Some schools have developed innovative practices to address these problems, such as giving each student a ‘buddy’ teacher who provides a point of contact for family and whānau and takes primary responsibility for tracking and reporting on that student’s progress. It is thought that the variety of teachers in an ILE offers more opportunity for students to find a teacher to connect with. Where there are multi-level groupings, students can maintain attachments to teachers over two or more years. Other schools use the concepts of whānau, hapū and iwi to explain nesting groups of students, and ensure that students have time with an individual dedicated teacher. However, this strategy has not been successful for all, with some schools commenting that this grouping practice led teachers to revert to traditional practices associated with assigned classes.

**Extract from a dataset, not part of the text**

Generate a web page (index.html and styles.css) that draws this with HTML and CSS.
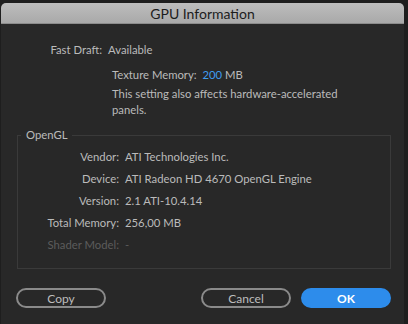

Other schools have found a home group strategy to be useful in the beginning of working in larger shared spaces, but over time and with the building of trust and confidence with larger groups, have been able to let go of such approaches.

References

Fletcher, J., Mackey J., & Fickel, L. (2017). A New Zealand case study: What is happening to lead changes to effective co-teaching in flexible learning spaces? Journal of Educational Leadership, Policy and Practice, 32(1), 70-83.

Gislason, N. (2009). Mapping school design: A qualitative study of the relations among facilities design, curriculum delivery, and school climate. Journal of Environmental Education, 40(4), 17-33.

Mackey, J.K., O’Reilly, N., Fletcher, J., & Jansen, C. (2017). What do teachers and leaders have to say about co-teaching in flexible learning spaces? Journal of Educational Leadership, Policy and Practice, 32(1), 97-110.

Mackey J., O Reilly N., Jansen C., & Fletcher J. (2017). Leading change to co-teaching in primary schools: a “Down Under” experience. Educational Review,70(4), 465-485. Retrieved from http://dx.doi.org/10.1080/00131911.2017.1345859

Osborne, M. (2016). Innovative learning environments. Christchurch: Core Education.